EXERCISE DETAILS: Keep the images out and copy every entry below exactly.

EXTRACTED MATERIAL:
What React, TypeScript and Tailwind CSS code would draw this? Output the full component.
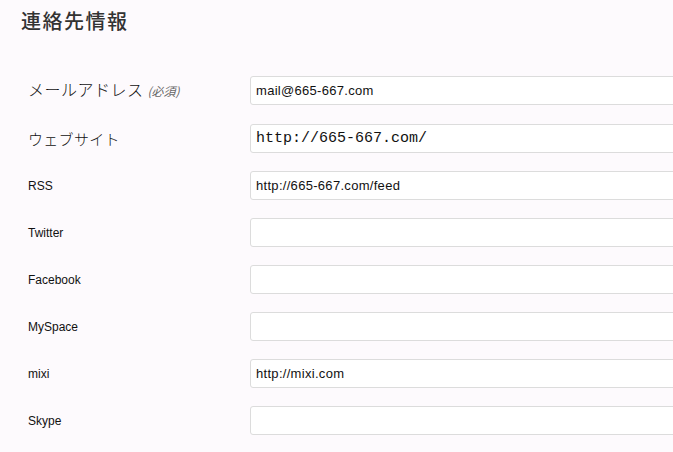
import React from "react";

type Field = {
  label: string;
  note?: string;
  big?: boolean;
  value?: string;
  mono?: boolean;
};

const FIELDS: Field[] = [
  { label: "メールアドレス", note: "(必須)", big: true, value: "mail@665-667.com" },
  { label: "ウェブサイト", big: true, value: "http://665-667.com/", mono: true },
  { label: "RSS", value: "http://665-667.com/feed" },
  { label: "Twitter" },
  { label: "Facebook" },
  { label: "MySpace" },
  { label: "mixi", value: "http://mixi.com" },
  { label: "Skype" },
];

export default function App() {
  return (
    <div className="min-h-screen w-full overflow-hidden bg-[#fdfafd] font-['Liberation_Sans','Noto_Sans_CJK_JP',sans-serif] text-[#222]">
      <h2 className="pl-[21px] pt-[8px] text-[20px] leading-[26px] font-medium text-[#333] tracking-[1.5px] font-['Noto_Sans_CJK_JP',sans-serif]">
        連絡先情報
      </h2>

      <div className="mt-[33px] pl-[28px] flex flex-col">
        {FIELDS.map((f, i) => (
          <div
            key={f.label}
            className={`flex items-center shrink-0 ${i === 1 ? "h-[48px]" : "h-[47px]"}`}
          >
            <div className="w-[222px] shrink-0 flex items-baseline">
              {f.big ? (
                <span
                  className={`${
                    f.note ? "text-[16px] tracking-[0.5px]" : "text-[15px] tracking-[0.3px]"
                  } leading-none font-light font-['Noto_Sans_CJK_JP',sans-serif] text-[#111]`}
                >
                  {f.label}
                </span>
              ) : (
                <span className="text-[12px] leading-none text-[#111]">{f.label}</span>
              )}
              {f.note && (
                <span className="ml-[4px] text-[12px] italic text-[#666] font-['Noto_Sans_CJK_JP',sans-serif]">
                  {f.note}
                </span>
              )}
            </div>
            <input
              type="text"
              readOnly
              defaultValue={f.value ?? ""}
              className={`w-[500px] h-[29px] shrink-0 rounded-[3px] border border-[#dcdcdc] bg-white px-[5px] outline-none ${
                f.mono
                  ? "text-[15px] font-['Liberation_Mono',monospace] text-[#111]"
                  : "text-[13px] tracking-[0.3px] font-['Liberation_Sans',sans-serif] text-[#111]"
              }`}
            />
          </div>
        ))}
      </div>
    </div>
  );
}
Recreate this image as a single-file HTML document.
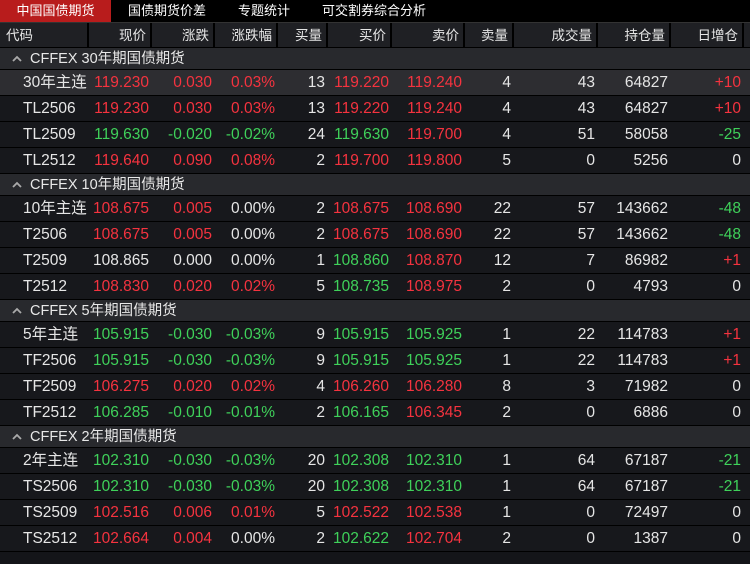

ANSWER:
What React, TypeScript and Tailwind CSS code would draw this? Output the full component.
import React from "react";

type Field = {
  label: string;
  note?: string;
  big?: boolean;
  value?: string;
  mono?: boolean;
};

const FIELDS: Field[] = [
  { label: "メールアドレス", note: "(必須)", big: true, value: "mail@665-667.com" },
  { label: "ウェブサイト", big: true, value: "http://665-667.com/", mono: true },
  { label: "RSS", value: "http://665-667.com/feed" },
  { label: "Twitter" },
  { label: "Facebook" },
  { label: "MySpace" },
  { label: "mixi", value: "http://mixi.com" },
  { label: "Skype" },
];

export default function App() {
  return (
    <div className="min-h-screen w-full overflow-hidden bg-[#fdfafd] font-['Liberation_Sans','Noto_Sans_CJK_JP',sans-serif] text-[#222]">
      <h2 className="pl-[21px] pt-[8px] text-[20px] leading-[26px] font-medium text-[#333] tracking-[1.5px] font-['Noto_Sans_CJK_JP',sans-serif]">
        連絡先情報
      </h2>

      <div className="mt-[33px] pl-[28px] flex flex-col">
        {FIELDS.map((f, i) => (
          <div
            key={f.label}
            className={`flex items-center shrink-0 ${i === 1 ? "h-[48px]" : "h-[47px]"}`}
          >
            <div className="w-[222px] shrink-0 flex items-baseline">
              {f.big ? (
                <span
                  className={`${
                    f.note ? "text-[16px] tracking-[0.5px]" : "text-[15px] tracking-[0.3px]"
                  } leading-none font-light font-['Noto_Sans_CJK_JP',sans-serif] text-[#111]`}
                >
                  {f.label}
                </span>
              ) : (
                <span className="text-[12px] leading-none text-[#111]">{f.label}</span>
              )}
              {f.note && (
                <span className="ml-[4px] text-[12px] italic text-[#666] font-['Noto_Sans_CJK_JP',sans-serif]">
                  {f.note}
                </span>
              )}
            </div>
            <input
              type="text"
              readOnly
              defaultValue={f.value ?? ""}
              className={`w-[500px] h-[29px] shrink-0 rounded-[3px] border border-[#dcdcdc] bg-white px-[5px] outline-none ${
                f.mono
                  ? "text-[15px] font-['Liberation_Mono',monospace] text-[#111]"
                  : "text-[13px] tracking-[0.3px] font-['Liberation_Sans',sans-serif] text-[#111]"
              }`}
            />
          </div>
        ))}
      </div>
    </div>
  );
}
Recreate this image as a single-file HTML document.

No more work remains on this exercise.